Question

Let  \[f\left( x \right) = \sqrt{x^2 + 1}\ ] . Then, which of the following is correct?

 

Options

• (a)  \[f\left( xy \right) = f\left( x \right)f\left( y \right)\]

   

• (b)  \[f\left( xy \right) \geq f\left( x \right)f\left( y \right)\]

   

•   (c)  \[f\left( xy \right) \leq f\left( x \right)f\left( y \right)\]

   

• (d) none of these                        

   

Answer 1

Given: 

\[f\left( x \right) = \sqrt{x^2 + 1}\]        .....(1)
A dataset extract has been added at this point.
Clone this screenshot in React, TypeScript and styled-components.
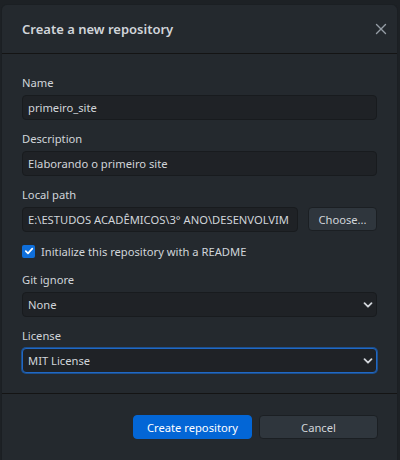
import React from "react";
import styled, { createGlobalStyle } from "styled-components";

const Global = createGlobalStyle`
  html, body { margin: 0; padding: 0; background: #1d2125; }
  body { font-family: "Noto Sans", "Open Sans", sans-serif; }
  * { box-sizing: border-box; }
`;

const Page = styled.div`
  width: 400px;
  height: 460px;
  padding: 4px 2px 0 1px;
  background: #1d2125;
  display: flex;
  overflow: hidden;
`;

const Dialog = styled.div`
  flex: 1;
  min-width: 0;
  background: #24292e;
  border-radius: 6px 6px 0 0;
  border: 1px solid #1b1f23;
  border-bottom: none;
  display: flex;
  flex-direction: column;
`;

const Header = styled.div`
  height: 49px;
  display: flex;
  align-items: center;
  justify-content: space-between;
  padding: 0 9px 0 20px;
  border-bottom: 1px solid #141414;
`;

const Title = styled.h1`
  margin: 0;
  font-size: 13px;
  font-weight: 600;
  color: #d1d5da;
`;

const Close = styled.button`
  background: none;
  border: none;
  padding: 0;
  width: 14px;
  height: 14px;
  display: flex;
  color: #959da5;
`;

const Body = styled.div`
  padding: 21px 20px 20px 20px;
  display: flex;
  flex-direction: column;
  min-width: 0;
  border-bottom: 1px solid #141414;
`;

const Label = styled.label`
  display: block;
  font-size: 11.2px;
  color: #d1d5da;
  line-height: 16px;
  margin-bottom: 4px;
`;

const Field = styled.div`
  margin-bottom: 11px;
  min-width: 0;
  &:last-child { margin-bottom: 0; }
`;

const Input = styled.div<{ $focus?: boolean }>`
  height: 25px;
  border-radius: 4px;
  background: #1f2226;
  border: 1px solid ${(p) => (p.$focus ? "#2168c4" : "#181b1e")};
  box-shadow: ${(p) => (p.$focus ? "0 0 0 1px #1b4f8e" : "none")};
  display: flex;
  align-items: center;
  padding: 0 3px 0 5px;
  font-size: 11.2px;
  color: #d1d5da;
  flex: 1;
  min-width: 0;
  justify-content: space-between;
`;

const Value = styled.span`
  white-space: nowrap;
  overflow: hidden;
  min-width: 0;
`;

const Row = styled.div`
  display: flex;
  gap: 10px;
  min-width: 0;
`;

const Button = styled.button<{ $primary?: boolean }>`
  height: 24px;
  border-radius: 4px;
  font-family: inherit;
  font-size: 11.2px;
  padding: 0 10px;
  flex-shrink: 0;
  white-space: nowrap;
  color: ${(p) => (p.$primary ? "#ffffff" : "#d1d5da")};
  background: ${(p) => (p.$primary ? "#0366d6" : "#2f363d")};
  border: 1px solid ${(p) => (p.$primary ? "#0366d6" : "#1b1f23")};
`;

const ChooseButton = styled(Button)`
  width: 69px;
  padding: 0;
`;

const CheckRow = styled.div`
  display: flex;
  align-items: center;
  gap: 6px;
  height: 16px;
  margin: 0 0 13px 0;
  font-size: 11.2px;
  color: #d1d5da;
`;

const Box = styled.span`
  width: 13px;
  height: 13px;
  border-radius: 2px;
  background: #0f6fdb;
  display: flex;
  align-items: center;
  justify-content: center;
`;

const Footer = styled.div`
  flex: 1;
  display: flex;
  justify-content: flex-end;
  gap: 7px;
  padding: 21px 19px 0 0;
`;

const FooterButton = styled(Button)`
  width: 119px;
`;

const Chevron = () => (
  <svg width="10" height="10" viewBox="0 0 10 10">
    <path d="M1.5 3.2 L5 6.7 L8.5 3.2" fill="none" stroke="#d1d5da" strokeWidth="1.8" strokeLinecap="round" strokeLinejoin="round" />
  </svg>
);

export default function App() {
  return (
    <>
      <Global />
      <Page>
        <Dialog>
          <Header>
            <Title>Create a new repository</Title>
            <Close aria-label="Close">
              <svg width="14" height="14" viewBox="0 0 14 14">
                <path d="M2.5 2.5 L11.5 11.5 M11.5 2.5 L2.5 11.5" stroke="#959da5" strokeWidth="1.4" strokeLinecap="round" />
              </svg>
            </Close>
          </Header>
          <Body>
            <Field>
              <Label>Name</Label>
              <Input><Value>primeiro_site</Value></Input>
            </Field>
            <Field>
              <Label>Description</Label>
              <Input><Value>Elaborando o primeiro site</Value></Input>
            </Field>
            <Field>
              <Label>Local path</Label>
              <Row>
                <Input><Value>E:\ESTUDOS ACADÊMICOS\3° ANO\DESENVOLVIM</Value></Input>
                <ChooseButton>Choose...</ChooseButton>
              </Row>
            </Field>
            <CheckRow>
              <Box>
                <svg width="10" height="10" viewBox="0 0 10 10">
                  <path d="M1.8 5.2 L4 7.4 L8.3 2.6" fill="none" stroke="#fff" strokeWidth="1.7" strokeLinecap="round" strokeLinejoin="round" />
                </svg>
              </Box>
              Initialize this repository with a README
            </CheckRow>
            <Field>
              <Label>Git ignore</Label>
              <Input>
                <Value>None</Value>
                <Chevron />
              </Input>
            </Field>
            <Field>
              <Label>License</Label>
              <Input $focus>
                <Value>MIT License</Value>
                <Chevron />
              </Input>
            </Field>
          </Body>
          <Footer>
            <FooterButton $primary>Create repository</FooterButton>
            <FooterButton>Cancel</FooterButton>
          </Footer>
        </Dialog>
      </Page>
    </>
  );
}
Replacing x by y in (1), we get

\[f\left( y \right) = \sqrt{y^2 + 1}\] 

\[\therefore f\left( x \right)f\left( y \right) = \sqrt{x^2 + 1}\sqrt{y^2 + 1}\]
\[ = \sqrt{\left( x^2 + 1 \right)\left( y^2 + 1 \right)}\]
\[ = \sqrt{x^2 y^2 + x^2 + y^2 + 1}\]

Also, replacing x by xy in (1), we get

\[f\left( xy \right) = \sqrt{x^2 y^2 + 1}\]

Now,

\[x^2 y^2 + 1 \leq x^2 y^2 + x^2 + y^2 + 1\]
\[ \Rightarrow \sqrt{x^2 y^2 + 1} \leq \sqrt{x^2 y^2 + x^2 + y^2 + 1}\]
\[ \Rightarrow f\left( xy \right) \leq f\left( x \right)f\left( y \right)\]